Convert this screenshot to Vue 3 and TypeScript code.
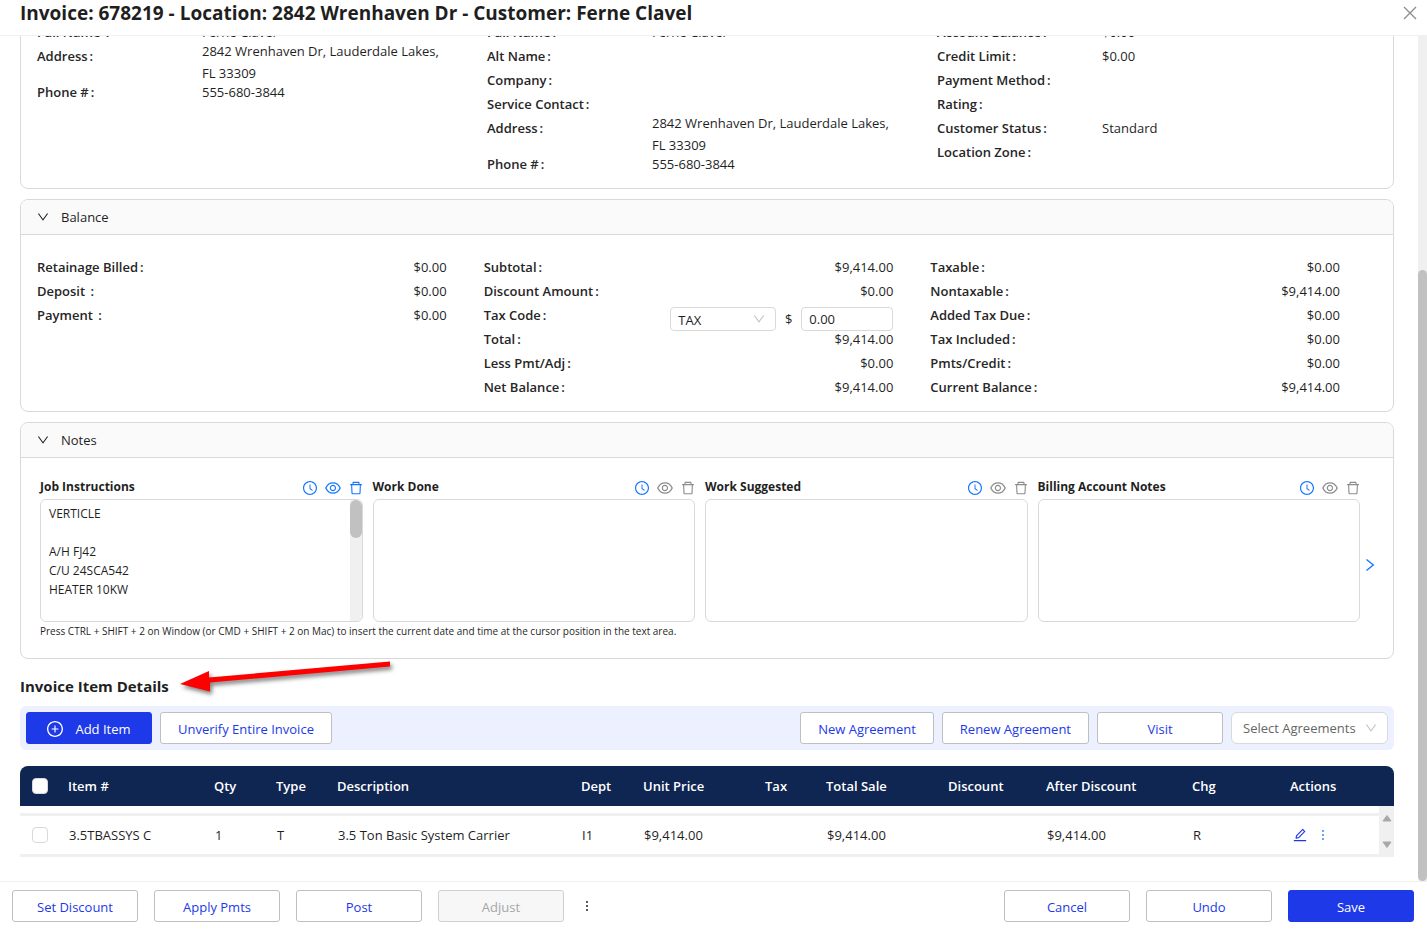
<script setup lang="ts">
import { ref } from 'vue'

interface Field {
  label: string
  value?: string
  tall?: boolean
  tax?: boolean
}

interface Note {
  id: string
  title: string
  text: string
}

const address = '2842 Wrenhaven Dr, Lauderdale Lakes, FL 33309'

const info: Field[][] = [
  [
    { label: 'Full Name ', value: 'Ferne Clavel' },
    { label: 'Address', value: address, tall: true },
    { label: 'Phone #', value: '555-680-3844' },
  ],
  [
    { label: 'Full Name', value: 'Ferne Clavel' },
    { label: 'Alt Name' },
    { label: 'Company' },
    { label: 'Service Contact' },
    { label: 'Address', value: address, tall: true },
    { label: 'Phone #', value: '555-680-3844' },
  ],
  [
    { label: 'Account Balance', value: '$0.00' },
    { label: 'Credit Limit', value: '$0.00' },
    { label: 'Payment Method' },
    { label: 'Rating' },
    { label: 'Customer Status', value: 'Standard' },
    { label: 'Location Zone' },
  ],
]

const balance: Field[][] = [
  [
    { label: 'Retainage Billed', value: '$0.00' },
    { label: 'Deposit ', value: '$0.00' },
    { label: 'Payment ', value: '$0.00' },
  ],
  [
    { label: 'Subtotal', value: '$9,414.00' },
    { label: 'Discount Amount', value: '$0.00' },
    { label: 'Tax Code', tax: true },
    { label: 'Total', value: '$9,414.00' },
    { label: 'Less Pmt/Adj', value: '$0.00' },
    { label: 'Net Balance', value: '$9,414.00' },
  ],
  [
    { label: 'Taxable', value: '$0.00' },
    { label: 'Nontaxable', value: '$9,414.00' },
    { label: 'Added Tax Due', value: '$0.00' },
    { label: 'Tax Included', value: '$0.00' },
    { label: 'Pmts/Credit', value: '$0.00' },
    { label: 'Current Balance', value: '$9,414.00' },
  ],
]

const notes = ref<Note[]>([
  { id: 'job', title: 'Job Instructions', text: 'VERTICLE\n\nA/H FJ42\nC/U 24SCA542\nHEATER 10KW\n' },
  { id: 'done', title: 'Work Done', text: '' },
  { id: 'suggested', title: 'Work Suggested', text: '' },
  { id: 'billing', title: 'Billing Account Notes', text: '' },
])

const taxAmount = ref('0.00')

const columns = [
  { key: 'item', title: 'Item #', value: '3.5TBASSYS C' },
  { key: 'qty', title: 'Qty', value: '1' },
  { key: 'type', title: 'Type', value: 'T' },
  { key: 'desc', title: 'Description', value: '3.5 Ton Basic System Carrier' },
  { key: 'dept', title: 'Dept', value: 'I1' },
  { key: 'price', title: 'Unit Price', value: '$9,414.00' },
  { key: 'tax', title: 'Tax', value: '' },
  { key: 'total', title: 'Total Sale', value: '$9,414.00' },
  { key: 'discount', title: 'Discount', value: '' },
  { key: 'after', title: 'After Discount', value: '$9,414.00' },
  { key: 'chg', title: 'Chg', value: 'R' },
]

const ring =
  'M512 64C264.6 64 64 264.6 64 512s200.6 448 448 448 448-200.6 448-448S759.4 64 512 64zm0 820c-205.4 0-372-166.6-372-372s166.6-372 372-372 372 166.6 372 372-166.6 372-372 372z'

const icons = {
  down: 'M884 256h-75c-5.1 0-9.9 2.5-12.9 6.6L512 654.2 227.9 262.6c-3-4.1-7.8-6.6-12.9-6.6h-75c-6.5 0-10.3 7.4-6.5 12.7l352.6 486.1c12.8 17.6 39 17.6 51.7 0l352.6-486.1c3.9-5.3.1-12.7-6.4-12.7z',
  clock: ring + 'M686.7 638.6L544.1 535.5V288c0-4.4-3.6-8-8-8H488c-4.4 0-8 3.6-8 8v275.4c0 2.6 1.2 5 3.3 6.5l165.4 120.6c3.6 2.6 8.6 1.8 11.2-1.7l28.6-39c2.6-3.7 1.8-8.7-1.8-11.2z',
  eye: 'M942.2 486.2C847.4 286.5 704.1 186 512 186c-192.2 0-335.4 100.5-430.2 300.3a60.3 60.3 0 000 51.5C176.6 737.5 319.9 838 512 838c192.2 0 335.4-100.5 430.2-300.3 7.7-16.2 7.7-35 0-51.5zM512 766c-161.3 0-279.4-81.8-362.7-254C232.6 339.8 350.7 258 512 258c161.3 0 279.4 81.8 362.7 254C791.5 684.2 673.4 766 512 766zm-4-430c-97.2 0-176 78.8-176 176s78.8 176 176 176 176-78.8 176-176-78.8-176-176-176zm0 288c-61.9 0-112-50.1-112-112s50.1-112 112-112 112 50.1 112 112-50.1 112-112 112z',
  trash: 'M360 184h-8c4.4 0 8-3.6 8-8v8h304v-8c0 4.4 3.6 8 8 8h-8v72h72v-80c0-35.3-28.7-64-64-64H352c-35.3 0-64 28.7-64 64v80h72v-72zm504 72H160c-17.7 0-32 14.3-32 32v32c0 4.4 3.6 8 8 8h60.4l24.7 523c1.6 34.1 29.8 61 63.9 61h454c34.2 0 62.3-26.8 63.9-61l24.7-523H888c4.4 0 8-3.6 8-8v-32c0-17.7-14.3-32-32-32zM731.3 840H292.7l-24.2-512h487l-24.2 512z',
  plus: ring + 'M696 480H544V328c0-4.4-3.6-8-8-8h-48c-4.4 0-8 3.6-8 8v152H328c-4.4 0-8 3.6-8 8v48c0 4.4 3.6 8 8 8h152v152c0 4.4 3.6 8 8 8h48c4.4 0 8-3.6 8-8V544h152c4.4 0 8-3.6 8-8v-48c0-4.4-3.6-8-8-8z',
  edit: 'M257.7 752c2 0 4-.2 6-.5L431.9 722c2-.4 3.9-1.3 5.3-2.8l423.9-423.9a9.96 9.96 0 000-14.1L694.9 114.9c-1.9-1.9-4.4-2.9-7.1-2.9s-5.2 1-7.1 2.9L256.8 538.8c-1.5 1.5-2.4 3.3-2.8 5.3l-29.5 168.2a33.5 33.5 0 009.4 29.8c6.6 6.4 14.9 9.9 23.8 9.9zm67.4-174.4L687.8 215l73.3 73.3-362.7 362.6-88.9 15.7 15.6-89zM880 836H144c-17.7 0-32 14.3-32 32v36c0 4.4 3.6 8 8 8h784c4.4 0 8-3.6 8-8v-36c0-17.7-14.3-32-32-32z',
}
</script>

<template>
  <div class="window">
    <header class="titlebar">
      <h1>Invoice: 678219 - Location: 2842 Wrenhaven Dr - Customer: Ferne Clavel</h1>
      <button class="bare close" type="button" aria-label="Close">
        <svg width="14" height="14" viewBox="0 0 14 14"><path d="M1 1l12 12M13 1L1 13" fill="none" stroke="#8c8c8c" stroke-width="1.3" /></svg>
      </button>
    </header>

    <div class="body">
      <main class="viewport">
        <div class="content">
          <section class="card info">
            <dl v-for="(col, i) in info" :key="i" class="fields">
              <div v-for="f in col" :key="f.label" class="field" :class="{ tall: f.tall }">
                <dt>{{ f.label }}<span class="colon">:</span></dt>
                <dd>{{ f.value }}</dd>
              </div>
            </dl>
          </section>

          <section class="card">
            <h2 class="card-head">
              <button class="bare toggle" type="button" aria-expanded="true">
                <svg class="caret" viewBox="64 64 896 896"><path :d="icons.down" /></svg>Balance
              </button>
            </h2>
            <div class="balance">
              <dl v-for="(col, i) in balance" :key="i" class="fields">
                <div v-for="f in col" :key="f.label" class="field">
                  <dt>
                    <label v-if="f.tax" for="tax-code">{{ f.label }}</label><template v-else>{{ f.label }}</template><span class="colon">:</span>
                  </dt>
                  <dd v-if="f.tax" class="tax">
                    <span class="select">
                      <select id="tax-code"><option>TAX</option></select>
                      <svg viewBox="64 64 896 896"><path :d="icons.down" /></svg>
                    </span>
                    <label for="tax-amount">$</label>
                    <input id="tax-amount" v-model="taxAmount" type="text" />
                  </dd>
                  <dd v-else>{{ f.value }}</dd>
                </div>
              </dl>
            </div>
          </section>

          <section class="card">
            <h2 class="card-head">
              <button class="bare toggle" type="button" aria-expanded="true">
                <svg class="caret" viewBox="64 64 896 896"><path :d="icons.down" /></svg>Notes
              </button>
            </h2>
            <div class="notes">
              <div class="notes-main">
                <div class="note-grid">
                  <div v-for="n in notes" :key="n.id" class="note" :class="{ filled: n.text }">
                    <div class="note-head">
                      <label :for="n.id">{{ n.title }}</label>
                      <span class="note-tools">
                        <button class="bare history" type="button" aria-label="History"><svg class="i14" viewBox="64 64 896 896"><path :d="icons.clock" fill-rule="evenodd" /></svg></button>
                        <button class="bare" type="button" aria-label="View"><svg class="i16" viewBox="64 64 896 896"><path :d="icons.eye" /></svg></button>
                        <button class="bare" type="button" aria-label="Delete"><svg class="i14" viewBox="64 64 896 896"><path :d="icons.trash" /></svg></button>
                      </span>
                    </div>
                    <div class="note-box">
                      <textarea :id="n.id" v-model="n.text"></textarea>
                      <div v-if="n.text" class="note-scroll"><div class="note-thumb"></div></div>
                    </div>
                  </div>
                </div>
                <p class="hint">Press CTRL + SHIFT + 2 on Window (or CMD + SHIFT + 2 on Mac) to insert the current date and time at the cursor position in the text area.</p>
              </div>
              <button class="bare next" type="button" aria-label="Next notes">
                <svg width="10" height="14" viewBox="0 0 10 14"><path d="M1.5 1.5L8.3 7l-6.8 5.5" fill="none" stroke="#1677ff" stroke-width="1.4" /></svg>
              </button>
            </div>
          </section>

          <div class="details-title">
            <h2>Invoice Item Details</h2>
            <svg class="pointer" width="224" height="44" viewBox="0 0 224 44" aria-hidden="true">
              <path d="M1 27L30 14V20.500L211 4.500V9.500L31 25.500L31 34.500Z" fill="#ff0000" />
            </svg>
          </div>

          <div class="toolbar">
            <button class="btn primary" type="button"><svg class="i16" viewBox="64 64 896 896"><path :d="icons.plus" fill-rule="evenodd" /></svg>Add Item</button>
            <button class="btn" type="button">Unverify Entire Invoice</button>
            <span class="spacer"></span>
            <button class="btn" type="button">New Agreement</button>
            <button class="btn" type="button">Renew Agreement</button>
            <button class="btn" type="button">Visit</button>
            <span class="select agreements">
              <select aria-label="Select Agreements"><option>Select Agreements</option></select>
              <svg viewBox="64 64 896 896"><path :d="icons.down" /></svg>
            </span>
          </div>

          <table class="items">
            <colgroup>
              <col class="c-check" />
              <col v-for="c in columns" :key="c.key" :class="'c-' + c.key" />
              <col class="c-actions" />
              <col class="c-scroll" />
            </colgroup>
            <thead>
              <tr>
                <th class="check"><input type="checkbox" aria-label="Select all items" /></th>
                <th v-for="c in columns" :key="c.key" scope="col">{{ c.title }}</th>
                <th colspan="2" scope="col">Actions</th>
              </tr>
            </thead>
            <tbody>
              <tr class="gap-row">
                <td colspan="13"></td>
                <td rowspan="2" class="scroll-cell">
                  <div class="arrows">
                    <svg width="10" height="8" viewBox="0 0 10 8"><path d="M1 7L5 1.500L9 7Z" fill="#a8a8a8" stroke="#a8a8a8" stroke-linejoin="round" /></svg>
                    <svg width="10" height="8" viewBox="0 0 10 8"><path d="M1 1L5 6.500L9 1Z" fill="#a8a8a8" stroke="#a8a8a8" stroke-linejoin="round" /></svg>
                  </div>
                </td>
              </tr>
              <tr class="item-row">
                <td class="check"><input type="checkbox" aria-label="Select 3.5TBASSYS C" /></td>
                <td v-for="c in columns" :key="c.key">{{ c.value }}</td>
                <td>
                  <span class="row-actions">
                    <button class="bare edit" type="button" aria-label="Edit item"><svg class="i14" viewBox="64 64 896 896"><path :d="icons.edit" /></svg></button>
                    <button class="bare more" type="button" aria-label="More actions"><svg width="2" height="12" viewBox="0 0 2 12"><path d="M0 1h2v2H0zM0 5h2v2H0zM0 9h2v2H0z" /></svg></button>
                  </span>
                </td>
              </tr>
            </tbody>
          </table>
        </div>
      </main>
      <div class="page-scroll"><div class="page-thumb"></div></div>
    </div>

    <footer class="footer">
      <button class="btn" type="button">Set Discount</button>
      <button class="btn" type="button">Apply Pmts</button>
      <button class="btn" type="button">Post</button>
      <button class="btn" type="button" disabled>Adjust</button>
      <button class="bare kebab" type="button" aria-label="More"><svg width="2" height="12" viewBox="0 0 2 12"><path d="M0 1h2v2H0zM0 5h2v2H0zM0 9h2v2H0z" /></svg></button>
      <span class="spacer"></span>
      <button class="btn" type="button">Cancel</button>
      <button class="btn" type="button">Undo</button>
      <button class="btn primary" type="button">Save</button>
    </footer>
  </div>
</template>

<style>
body {
  margin: 0;
  background: #fff;
}
</style>

<style scoped>
* {
  box-sizing: border-box;
}
.window {
  display: flex;
  flex-direction: column;
  height: 100vh;
  font: 13px/22px "Segoe UI", "Open Sans", "Noto Sans", sans-serif;
  color: #1f1f1f;
}
h1,
h2,
p,
dl,
dd {
  margin: 0;
}
svg {
  display: block;
  fill: currentColor;
}
.i14 {
  width: 14px;
  height: 14px;
}
.i16 {
  width: 16px;
  height: 16px;
}
.bare {
  display: flex;
  align-items: center;
  border: 0;
  padding: 0;
  background: none;
  font: inherit;
  color: inherit;
}
.spacer {
  flex: 1;
}
.titlebar {
  display: flex;
  align-items: center;
  justify-content: space-between;
  padding: 0 10px 9px 20px;
  border-bottom: 1px solid #f0f0f0;
}
h1 {
  font-size: 19px;
  line-height: 26px;
  font-weight: 700;
}
.body {
  flex: 1;
  min-height: 0;
  display: flex;
}
.viewport {
  flex: 1;
  min-width: 0;
  display: flex;
  flex-direction: column;
  justify-content: flex-end;
  overflow: hidden;
  padding: 0 24px 24px 20px;
}
.content {
  flex: none;
}
.page-scroll {
  width: 9px;
  display: flex;
  flex-direction: column;
  justify-content: flex-end;
  background: #f0f0f0;
}
.page-thumb {
  height: 72.3%;
  border-radius: 5px;
  background: #c1c1c1;
}
.card {
  border: 1px solid #d9d9d9;
  border-radius: 8px;
  margin-bottom: 10px;
  overflow: hidden;
}
.card-head {
  padding: 6px 16px;
  border-bottom: 1px solid #d9d9d9;
  background: #fafafa;
  font-size: 13px;
  font-weight: 400;
}
.toggle {
  gap: 12px;
}
.caret {
  width: 12px;
  height: 12px;
}
.info,
.balance {
  display: grid;
  grid-template-columns: repeat(3, 1fr);
}
.info {
  padding: 20px 6px 12px 16px;
}
.balance {
  padding: 20px 16px 12px;
}
.field {
  display: flex;
  height: 24px;
  line-height: 24px;
}
.field.tall {
  height: 36px;
}
dt {
  white-space: pre;
  font-weight: 600;
  color: #262626;
}
.colon {
  margin-left: 2px;
}
.info dt {
  width: 165px;
}
.info dd {
  width: 250px;
}
.tall dd {
  align-self: center;
  line-height: 22px;
}
.balance .field {
  justify-content: space-between;
  padding-right: 37px;
}
.tax {
  display: flex;
  align-items: center;
  height: 24px;
  margin-top: 4px;
}
.tax label {
  width: 25px;
  text-align: center;
}
.tax .select {
  width: 106px;
}
.tax input {
  width: 92px;
  height: 24px;
  padding: 0 7px;
  border: 1px solid #d9d9d9;
  border-radius: 4px;
  font: inherit;
  color: inherit;
}
.select {
  position: relative;
  display: block;
  height: 24px;
}
.select select {
  display: block;
  width: 100%;
  height: 100%;
  padding: 0 7px 2px;
  appearance: none;
  border: 1px solid #d9d9d9;
  border-radius: 4px;
  background: #fff;
  font: inherit;
  color: inherit;
}
.select svg {
  position: absolute;
  right: 11px;
  top: 50%;
  width: 12px;
  height: 12px;
  margin-top: -6px;
  color: #bfbfbf;
  pointer-events: none;
}
.notes {
  display: flex;
  align-items: center;
  padding: 18px 13px 16px 19px;
}
.notes-main {
  flex: 1;
  min-width: 0;
}
.note-grid {
  display: grid;
  grid-template-columns: repeat(4, 1fr);
  gap: 10px;
}
.note-head {
  display: flex;
  justify-content: space-between;
  height: 23px;
  font-size: 12px;
  font-weight: 700;
}
.note-tools {
  display: flex;
  align-items: center;
  gap: 8px;
  color: #8c8c8c;
}
.history,
.filled .note-tools {
  color: #1677ff;
}
.note-box {
  display: flex;
  height: 123px;
  border: 1px solid #d9d9d9;
  border-radius: 6px;
  overflow: hidden;
}
textarea {
  flex: 1;
  min-width: 0;
  padding: 4px 8px;
  border: 0;
  resize: none;
  background: none;
  font: inherit;
  font-size: 12px;
  line-height: 19px;
  color: inherit;
  overflow: hidden;
}
.note-scroll {
  width: 12px;
  background: #f0f0f0;
}
.note-thumb {
  height: 38px;
  border-radius: 6px;
  background: #c1c1c1;
}
.hint {
  margin-bottom: 2px;
  font-size: 10px;
  line-height: 18px;
}
.next {
  width: 20px;
  height: 32px;
  margin-top: 12px;
  justify-content: center;
}
.details-title {
  position: relative;
  margin: 15px 0 8px;
}
.details-title h2 {
  font-size: 15px;
  line-height: 24px;
  font-weight: 700;
}
.pointer {
  position: absolute;
  left: 159px;
  top: -17px;
  filter: drop-shadow(2px 3px 2px rgba(0, 0, 0, 0.5));
}
.toolbar {
  display: flex;
  gap: 8px;
  padding: 6px;
  border-radius: 6px;
  background: #edf0ff;
}
.btn {
  display: flex;
  align-items: center;
  justify-content: center;
  gap: 12px;
  min-width: 126px;
  height: 32px;
  padding: 1px 17px 0;
  border: 1px solid #bfbfbf;
  border-radius: 3px;
  background: #fff;
  font: inherit;
  color: #1d39e8;
}
.btn.primary {
  border-color: #1d39e8;
  background: #1d39e8;
  color: #fff;
}
.btn:disabled {
  border-color: #d0d0d0;
  background: #f7f7f7;
  color: #a6a6a6;
}
.agreements {
  width: 157px;
  height: 32px;
}
.agreements select {
  padding: 0 11px;
  border-radius: 6px;
  color: #666;
}
.items {
  width: 100%;
  margin-top: 16px;
  table-layout: fixed;
  border-collapse: separate;
  border-spacing: 0;
}
th,
td {
  padding: 0 8px;
  text-align: left;
}
th {
  height: 40px;
  background: #0f2552;
  color: #fff;
  font-weight: 600;
}
th:first-child {
  border-radius: 8px 0 0 0;
}
th:last-child {
  border-radius: 0 8px 0 0;
}
.gap-row td {
  height: 10px;
  border-bottom: 3px solid #f0f0f0;
}
.item-row td {
  height: 41px;
  padding-left: 9px;
  border-bottom: 3px solid #f0f0f0;
}
.items .check {
  padding: 0 0 0 12px;
}
.check input {
  display: block;
  appearance: none;
  width: 16px;
  height: 16px;
  margin: 0;
  border: 1px solid #d9d9d9;
  border-radius: 4px;
  background: #fff;
}
.c-check {
  width: 40px;
}
.c-item,
.c-after {
  width: 146px;
}
.c-qty,
.c-dept {
  width: 62px;
}
.c-type,
.c-tax {
  width: 61px;
}
.c-price,
.c-total {
  width: 122px;
}
.c-discount,
.c-chg {
  width: 98px;
}
.c-actions {
  width: 97px;
}
.c-scroll {
  width: 15px;
}
.gap-row .scroll-cell {
  padding: 0;
  border: 0;
  vertical-align: top;
  background: #f0f0f0;
}
.arrows {
  display: flex;
  flex-direction: column;
  align-items: center;
  gap: 19px;
  padding-top: 8px;
}
.row-actions {
  display: flex;
  align-items: center;
  gap: 15px;
  padding-left: 2px;
}
.edit {
  color: #1d39e8;
}
.more {
  color: #69a5f8;
}
.footer {
  display: flex;
  gap: 16px;
  padding: 8px 13px 14px 12px;
  border-top: 1px solid #f0f0f0;
}
.kebab {
  width: 14px;
  justify-content: center;
  color: #595959;
}
</style>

• Required task
Omitting all pictures, restate exactly the lines of the material from its start through the line that contains "const address = '2842".

• Correct result
Convert this screenshot to Vue 3 and TypeScript code.
<script setup lang="ts">
import { ref } from 'vue'

interface Field {
  label: string
  value?: string
  tall?: boolean
  tax?: boolean
}

interface Note {
  id: string
  title: string
  text: string
}

const address = '2842 Wrenhaven Dr, Lauderdale Lakes, FL 33309'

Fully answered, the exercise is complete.